Der Frage nach den Gründen sind Wissenschaftler und Journalisten immer wieder nachgegangen: nach dem Einzug der NPD in den Landtag 2004, mit dem Aufstieg der AfD, die in Sachsen erste Erfolge feierte und heute bundesweite Rekordergebnisse erzielt; nach dem Auffliegen der rechten Terrorzelle NSU, die lange unentdeckt von Westsachsen aus agieren konnte, oder dem Aufkommen der islamfeindlichen Bewegung Pegida, die 2015 teils Zehntausende Menschen in Dresden mobilisierte. Decker nennt einige Gründe. Es habe in der lange CDU-dominierten Landespolitik eine »ungute Tradition des Wegschauens und Bagatellisierens« gegeben – aus einer »falsch verstandenen strategischen Überlegung« heraus, potenzielle Wähler nicht zu verprellen. Eine wichtige Rolle hätten auch Kränkungen und Verluste nach Ende der DDR gespielt. Das sei eine »Leerstelle«, die bereits von der NPD angesprochen wurde und nun von der AfD geschickt instrumentalisiert werde, sagt Decker mit Hinweis auf jüngere Wahlkampfslogans der Rechtspopulisten wie »Vollende die Wende«.

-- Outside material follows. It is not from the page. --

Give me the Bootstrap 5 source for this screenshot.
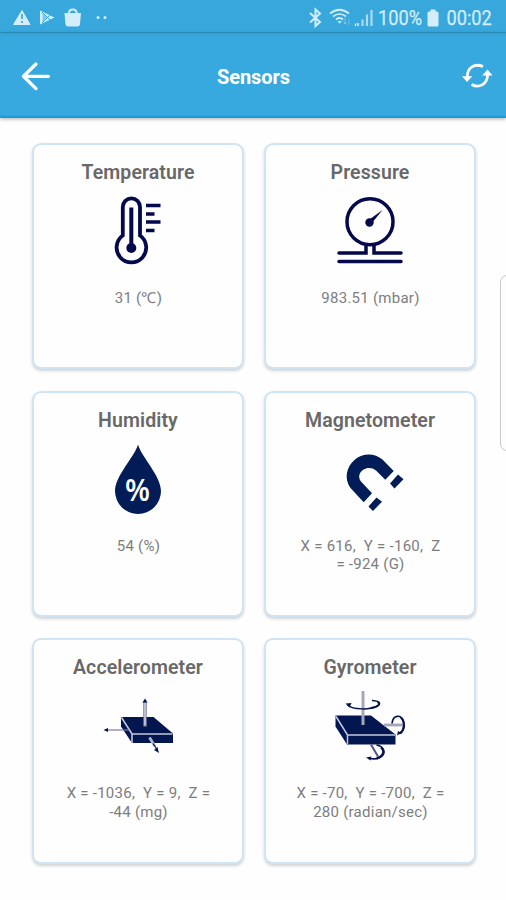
<!DOCTYPE html>
<html lang="en">
<head>
<meta charset="utf-8">
<meta name="viewport" content="width=device-width, initial-scale=1">
<title>Sensors</title>
<link href="https://cdn.jsdelivr.net/npm/bootstrap@5.3.0/dist/css/bootstrap.min.css" rel="stylesheet">
<style>
  body { font-family: Roboto, "Liberation Sans", sans-serif; background: #fefefe; width: 506px; height: 900px; }
  svg { display: block; flex: none; }
  .status-bar { height: 33px; background: #38a7dc; color: #d3edfa; padding: 2px 14px 0 12px; border-bottom: 1px solid #2f93c4; }
  .status-text { font-size: 20px; line-height: 32px; padding-top: 1px; -webkit-text-stroke: .25px #d3edfa; }
  .status-text span { display: inline-block; transform: scaleX(.91); }
  .scale-start { width: 46px; }
  .scale-start span { transform-origin: left; }
  .scale-end { width: 51px; }
  .scale-end span { transform-origin: right; }
  .app-bar { height: 85px; background: linear-gradient(#349fd2 0, #38a9de 4px, #38a9de 82px, #179bd6 84px); box-shadow: 0 1px 4px rgba(0,0,0,.32); padding: 0 13px 0 20px; }
  .app-title { font-size: 20px; font-weight: 700; color: #fff; letter-spacing: -.1px; padding: 2px 6px 0 0; }
  .sensor-grid { display: grid; grid-template-columns: 212px 212px; grid-auto-rows: 226px; column-gap: 20px; row-gap: 21.5px; padding: 25px 0 0 32px; }
  .sensor-card { border: 2.5px solid #cfe5f5; border-radius: 9px; box-shadow: 0 2px 3px rgba(70,80,90,.25); background: #fefefe; padding-top: 16px; }
  .sensor-name { font-size: 19.5px; line-height: 24px; font-weight: 600; letter-spacing: .1px; color: #686868; margin: 0 0 4px; }
  .sensor-value { font-size: 15px; line-height: 18.5px; letter-spacing: .25px; color: #7d7d7d; margin-top: 20px; padding-left: 1px; white-space: pre; }
  .edge-handle { top: 275px; left: 500px; width: 20px; height: 176px; border: 1.500px solid #c9c9c9; border-radius: 7px; background: #fdfdfd; }
</style>
</head>
<body class="position-relative overflow-hidden">
  <div class="status-bar d-flex align-items-center justify-content-between">
    <svg width="100" height="30" viewBox="12 2 100 30" fill="#d3edfa">
      <path d="M22 10.5 30 24.5H13.5Z" stroke="#d3edfa" stroke-linejoin="round"/><path d="M22 14v5M22 21v2" stroke="#38a7dc" stroke-width="1.7"/>
      <path d="M40 10.500v14l14.500-7Z"/><path d="M42.500 13v9L48 17.500Z" fill="#38a7dc" opacity=".5"/><path d="M42 12l8.500 8.500M42 23l8.500-8.500" stroke="#38a7dc" stroke-width="1" fill="none"/>
      <path d="M64.500 13h16.500l-1 11q-.3 2.500-2.500 2.500H68q-2.300 0-2.600-2.500Z"/><path d="M68.800 14q0-4.500 4-4.500t4 4.500" fill="none" stroke="#d3edfa" stroke-width="1.800"/>
      <circle cx="98" cy="17.500" r="1.500"/><circle cx="105" cy="17.500" r="1.500"/>
    </svg>
    <div class="d-flex align-items-center">
      <svg width="70" height="30" viewBox="309 2 70 30" fill="none" stroke="#d3edfa" stroke-width="1.700">
        <path d="m311 13 10 9-4.500 4V9.500l4.500 4-10 9" stroke-width="2"/>
        <path d="M331 13.500q9.500-7.500 19 0M334 16.500q6.500-5 13 0M337 19.500q3.500-3 7 0"/><path d="m338.500 21 2.300 2.800 2-2.800Z" fill="#d3edfa" stroke="none"/>
        <path d="M346 18v6m-1.500-2 1.500 2 1.500-2M350 25v-6" stroke-width="1" opacity=".4"/>
        <path d="M359 26v-3M363.500 26v-6.500M368 26V14.500M372.500 26V10" stroke-width="2.200" opacity=".75"/><path d="M356.500 23.500v2.500" stroke-width="1.500"/>
      </svg>
      <div class="status-text scale-start"><span>100%</span></div>
      <svg width="17" height="30" viewBox="425.500 2 17 30" fill="#d3edfa"><path d="M432 9.500h5v2h1.500q1.500 0 1.500 1.500v12q0 1.500-1.500 1.500h-8Q429 26.500 429 25V13q0-1.500 1.500-1.500H432Z"/></svg>
      <div class="status-text scale-end text-end"><span>00:02</span></div>
    </div>
  </div>
  <header class="app-bar d-flex align-items-center justify-content-between">
    <svg width="32" height="32" viewBox="20 60 32 32" fill="none" stroke="#fff" stroke-width="3.300" stroke-linecap="round" stroke-linejoin="round"><path d="M48.500 76.300H23.500M36 64 23.500 76.300 36 88.600"/></svg>
    <div class="app-title">Sensors</div>
    <svg width="32" height="32" viewBox="461 60 32 32" fill="none" stroke="#fff" stroke-width="2.800"><path d="M483 66.500C475 63 467 67.500 467.300 77M471.500 84.500C479.500 89 487.500 83.500 487.500 75"/><path d="M462 76.200h10.300L467 82Z M482.200 75.500H492.500L487.500 69.500Z" fill="#fff" stroke="none"/></svg>
  </header>

  <main class="sensor-grid">
    <section class="sensor-card d-flex flex-column align-items-center">
      <h2 class="sensor-name">Temperature</h2>
      <svg width="100" height="80" viewBox="88.500 189.500 100 80" fill="none" stroke="#03094a">
        <path d="M123.300 236V207.500a8.600 8.600 0 0 1 17.200 0V236a14.800 14.800 0 1 1-17.200 0Z" stroke-width="3.800"/>
        <path d="M131.800 208v38" stroke-width="4"/><circle cx="131.800" cy="248.500" r="5" fill="#03094a" stroke="none"/>
        <path d="M146.500 206h14.500M146.500 214.500h8.500M146.500 222.500h14.500M146.500 231h8.500" stroke-width="3.500"/>
      </svg>
      <div class="sensor-value text-center">31 (℃)</div>
    </section>
    <section class="sensor-card d-flex flex-column align-items-center">
      <h2 class="sensor-name">Pressure</h2>
      <svg width="100" height="80" viewBox="320 189.500 100 80" fill="none" stroke="#03094a" stroke-width="3.500" stroke-linecap="round">
        <circle cx="370" cy="222.300" r="23"/><circle cx="369.500" cy="223" r="4.200" fill="#03094a" stroke="none"/><path d="m368 221 14.500-10.500L371.500 224Z" fill="#03094a" stroke="none"/>
        <path d="M339 253.500h27v-8M401 253.500H374v-8M339 262h62"/>
      </svg>
      <div class="sensor-value text-center">983.51 (mbar)</div>
    </section>
    <section class="sensor-card d-flex flex-column align-items-center">
      <h2 class="sensor-name">Humidity</h2>
      <svg width="100" height="80" viewBox="88.500 437 100 80">
        <path d="M138.500 444.500C142 457 161.500 476 161.500 491a23 23 0 0 1-46 0C115.500 476 135 457 138.500 444.500Z" fill="#021c58"/>
        <text x="138" y="501" text-anchor="middle" font-size="30.500" font-weight="600" fill="#fff" font-family="Open Sans, sans-serif" textLength="25" lengthAdjust="spacingAndGlyphs">%</text>
      </svg>
      <div class="sensor-value text-center">54 (%)</div>
    </section>
    <section class="sensor-card d-flex flex-column align-items-center">
      <h2 class="sensor-name">Magnetometer</h2>
      <svg width="100" height="80" viewBox="320 437 100 80" fill="#021c58">
        <path d="M393.700 471 382.500 459.500C375 453 363 452.500 355 459.500 346 467 344 479 350.500 488L363.700 502.300 372 493.300 361 481.500C354.500 472 368 463.500 376 470.500L385.300 479.700Z"/>
        <path d="m398 474.500 5.500 4.700-9 9.300-4.500-5ZM376.500 497.500l5.500 4.200-9 9.300-4.500-4.500Z"/>
      </svg>
      <div class="sensor-value text-center">X = 616,  Y = -160,  Z
= -924 (G)</div>
    </section>
    <section class="sensor-card d-flex flex-column align-items-center">
      <h2 class="sensor-name">Accelerometer</h2>
      <svg width="100" height="80" viewBox="88 684.500 100 80">
        <path d="M121 717.500H153.500L173 734V743.500H132L121 727Z" fill="#021650"/>
        <path d="M121.500 718 132 734.500H172.500M132 734.500V743.500" fill="none" stroke="#c5c8dc" stroke-width="1.600"/>
        <path d="M106 730.500H129" stroke="#777b98" stroke-width="1.200"/>
        <path d="M145 702V727" stroke="#777b98" stroke-width="3.500"/><path d="M145 703V726" stroke="#d3d5e3" stroke-width="1.500"/>
        <path d="M149.500 738 155 747" stroke="#b2b5ce" stroke-width="2.800"/><path d="m153 744 4 6" stroke="#021650" stroke-width="1.200"/>
        <path d="m145 699 2.500 4h-5ZM103.500 730.500l4.500-2v4ZM159 753.500l-5-3 3.500-3Z" fill="#021650"/>
      </svg>
      <div class="sensor-value text-center">X = -1036,  Y = 9,  Z =
-44 (mg)</div>
    </section>
    <section class="sensor-card d-flex flex-column align-items-center">
      <h2 class="sensor-name">Gyrometer</h2>
      <svg width="100" height="80" viewBox="320 684.500 100 80" fill="none">
        <path d="M335.500 716H371L395.500 735V745H347L335.500 727Z" fill="#021650"/>
        <path d="M336 717 347.500 735.500H395M347.500 735.500V744.500" stroke="#c5c8dc" stroke-width="1.500"/>
        <path d="M363 691.500V725.500" stroke="#a4a6b9" stroke-width="3"/><path d="M384 725.500H403" stroke="#a4a6b9" stroke-width="2.800"/><path d="m371 745 7 12" stroke="#4e5680" stroke-width="2"/>
        <g stroke="#07144b"><path d="M347.500 705.500C353 710.500 370 710.500 377.500 706.500 382 703.500 379 701.500 372 701" stroke-width="1.500"/><path d="M371 708.500C378 707.500 381 704.500 377.500 702.500" stroke-width="2"/>
        <path d="M392 724C393 715 401 714.500 403.500 722 405.500 728 402.500 733 399.500 734" stroke-width="1.700"/><path d="M401 718C405.500 723 404.500 730 400 734" stroke-width="2"/>
        <path d="M376.500 745.500C385 747 386.500 755 379.500 758 376 760 372 759.500 369 758.500" stroke-width="1.600"/><path d="M381 748C385.500 752 383 757 376.500 759" stroke-width="2.200"/></g>
        <path d="m345.500 704 6-.5-2 4.500ZM397 736l1-4.500 3.500 2ZM366 758l5.500-1-1 4Z" fill="#07144b"/>
      </svg>
      <div class="sensor-value text-center">X = -70,  Y = -700,  Z =
280 (radian/sec)</div>
    </section>
  </main>
  <div class="edge-handle position-absolute"></div>
<script src="https://cdn.jsdelivr.net/npm/bootstrap@5.3.0/dist/js/bootstrap.bundle.min.js"></script>
</body>
</html>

Allerdings gibt es auch länger wirkende, erst bei genauerem Hinsehen auffällige Befunde. Eines der ersten Projekte des EFBI, zu den »sozialraumnahe Forschung« betrieben und Interviews sowie Gruppendiskussionen durchgeführt wurden, befasste sich mit »Geschlechterdemokratie und Antifeminismus« im Erzgebirge. In der Region, sagt EFBI-Vizedirektorin Fiona Kalkstein, gebe es eine starke »Lebensschutzbewegung«, die gegen Abtreibungen, gegen Frauenschutzhäuser und Bemühungen zur Bekämpfung sexueller Gewalt mobilisiert. Getrieben werde das von evangelikalen Kreisen. Deren radikale Positionen stellten eine »Brückenideologie« dar, die sowohl bürgerliche wie rechtsextreme Kreise anspreche, verbinde und ein Klima entstehen lasse, in dem Engagement für Demokratie und Vielfalt sehr erschwert wird.

Das Leipziger Institut will dieses dennoch unterstützen und befördern. Man wolle, sagt Decker, Initiativen vernetzen, ihnen helfen zu erkennen, welche ihrer bisher verfolgten Strategien aus welchen Gründen nicht erfolgreich waren und warum in Städten wie Wurzen Allianzen nicht zustande kommen, obwohl es sich nicht um »zivilgesellschaftliches Niemandsland« handelt. Es gehe um die Frage, wie »die Isolierung demokratischen Engagements zu überwinden ist«. Strategien dazu sollen im nächsten Schritt entwickelt werden. Wie sie aussehen, ist hoffentlich im nächsten Jahrbuch des Instituts zu lesen.